The *solive* was divided into 6 pieds de solive, the *pied de solive* into 12 pouces de solive, the *pouce de solive* into 12 lignes de solive; all of these were measures of volume. So 1 *solive* = 6 *pieds de solive* = 72 *pouces de solive* = 144 *lignes de solive*.

Alternatively, in Normandy the *solive *was divided into 432 *chevilles*, each of 12 cubic *pouce*.

The solive was also used in Rome (as the *soliva*) for sawn lumber.

Of course the volume of a board can be found by multiplying the dimensions in
*pouce* and dividing the result by 11664, the number of cubic *pouces* in 3 cubic *pieds*. Doursther describes how workers actually did it: Imagine a board 12 *pied* long, 9 *pouce* wide and 9 *pouce* thick.
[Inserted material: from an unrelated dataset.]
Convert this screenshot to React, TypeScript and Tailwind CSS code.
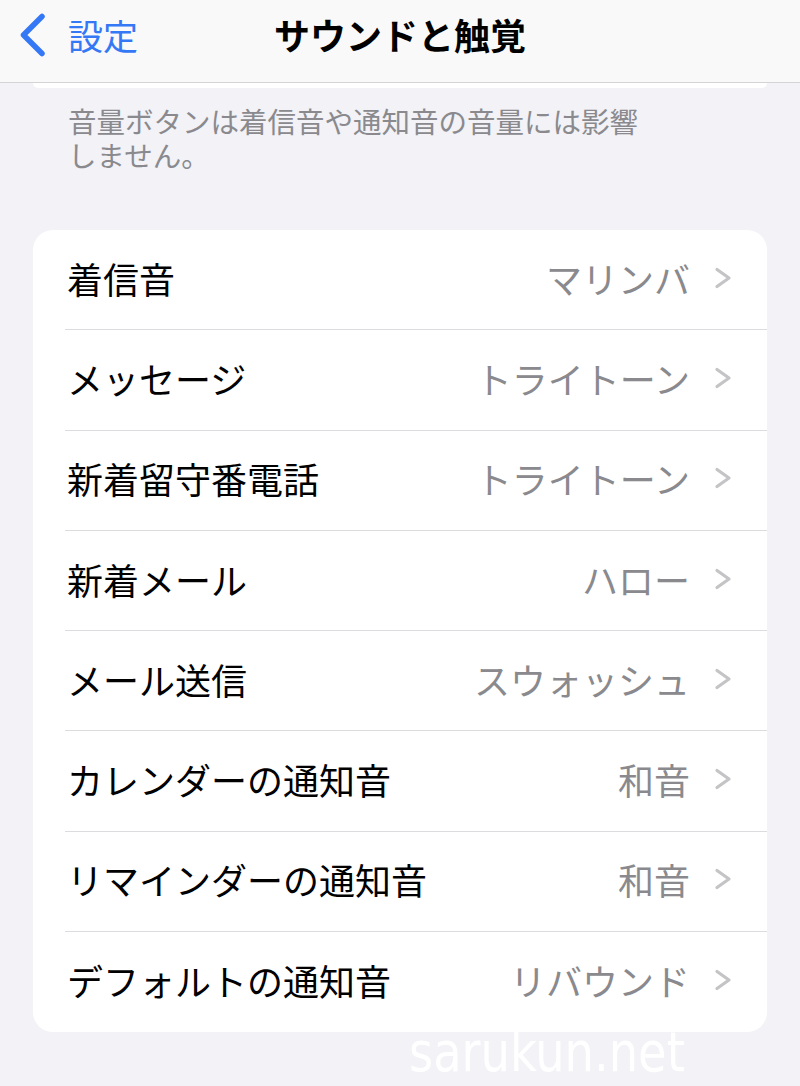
const rows: [string, string][] = [
  ["着信音", "マリンバ"],
  ["メッセージ", "トライトーン"],
  ["新着留守番電話", "トライトーン"],
  ["新着メール", "ハロー"],
  ["メール送信", "スウォッシュ"],
  ["カレンダーの通知音", "和音"],
  ["リマインダーの通知音", "和音"],
  ["デフォルトの通知音", "リバウンド"],
];

function Chevron() {
  return (
    <svg width="18" height="22" viewBox="0 0 18 22" fill="none" className="shrink-0">
      <path d="M3 2.5 L15 11 L3 19.5" stroke="#c4c4c7" strokeWidth="3.2" strokeLinecap="round" strokeLinejoin="round" />
    </svg>
  );
}

function Row(props: { label: string; value: string; last: boolean }) {
  return (
    <div className="pl-[32px]">
      <div
        className={
          "flex h-[100.3px] items-center pb-[4px] pl-[2px] pr-[35px] " +
          (props.last ? "" : "border-b border-[#dcdce0]")
        }
      >
        <span className="flex-1 text-[36px] leading-none text-black">{props.label}</span>
        <span className="mr-[24px] text-[36px] leading-none text-[#8a8a8e]">{props.value}</span>
        <Chevron />
      </div>
    </div>
  );
}

export default function App() {
  return (
    <div
      className="relative min-h-[1086px] w-[800px] overflow-hidden bg-[#f2f2f7]"
      style={{ fontFamily: '"Noto Sans CJK JP", "Noto Sans", sans-serif' }}
    >
      <div className="relative flex h-[83px] items-center border-b border-[#d4d4d6] bg-[#f9f9f9] pb-[13px]">
        <div className="flex items-center pl-[19px]">
          <svg width="27" height="44" viewBox="0 0 27 44" fill="none">
            <path d="M23 3.5 L4.5 22 L23 40.5" stroke="#3478f6" strokeWidth="5.5" strokeLinecap="round" strokeLinejoin="round" />
          </svg>
          <span className="ml-[22px] text-[35px] leading-none text-[#3478f6]">設定</span>
        </div>
        <span className="absolute left-0 right-0 top-[16px] text-center text-[36px] font-bold leading-none text-black">
          サウンドと触覚
        </span>
      </div>
      <div className="mx-[33px] h-[5px] rounded-b-[6px] bg-white" />

      <div className="px-[68px] pt-[16px] text-[28.5px] leading-[34px] text-[#8a8a8e]">
        <div>音量ボタンは着信音や通知音の音量には影響</div>
        <div>しません。</div>
      </div>

      <div className="mx-[33px] mt-[58px] overflow-hidden rounded-[20px] bg-white">
        {rows.map(([label, value], i) => (
          <Row key={label} label={label} value={value} last={i === rows.length - 1} />
        ))}
      </div>

      <div
        className="absolute left-[409px] top-[1024px] origin-left scale-x-[0.92] text-[56px] font-light leading-none text-white"
        style={{ fontFamily: '"DejaVu Sans Condensed", "Liberation Sans Narrow", sans-serif' }}
      >
        sarukun.net
      </div>
    </div>
  );
}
Multiply the *pied* by the *pouce*, divide the result by 6, and divide that result by 72. 12 × 9 ×
9 = 972; a sixtieth of that number is 162. Divide by 72, and the result is 2
with a remainder of 18, which is in *pouce de solive*, so the board is 2 *solive*, 18 *pouce de solive*.

One hundred *solive* were called a grand cent.

Doursther, 1840. Page 501.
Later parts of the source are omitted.